Second, I wish that we understand we cannot be austere and unconnected on one hand, and somehow promote connectedness on the other.
Third, that we quit seeing civic journalism as something that can be contained in a project. It's a daily obligation. This might be quite appropriate now, but five years out or 10 years out, I hope you can give it to a newspaper for its work for the year, not for a project.
And fourth, I wish that those news organizations with a conscience actually behave like we have got one.
The ongoing upheaval in the news business has brought caution and massive self-doubt. This isn't particularly good for either the news media or for the prospect of promoting greater civic engagement.
What does the average citizen think about this? I don't know, but this is my guess: Quit all the agonizing. Use your influence. Use it constructively.

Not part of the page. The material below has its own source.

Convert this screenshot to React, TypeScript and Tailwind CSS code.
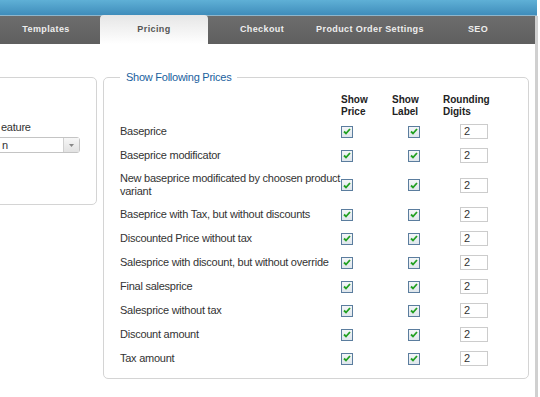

In death, Jim Batten has taken on a saintliness he did not have in life. Thank goodness. He was sensitive and visionary, but he also had plenty of nerve. His embrace of civic journalism was not an uncertain act or the act of a Boy Scout. He firmly believed that the press had the moral capacity to re-energize community and democracy. And he believed that the press had the moral imperative to do so.
I'm with him.
I'm hoping now that nobody in the room will tell anybody else that I'm going to quote from a German philosopher. But one of my favorite quotes is from Goethe. A couple centuries ago he said:
"It all amounts to this. In order to do something, you must be something."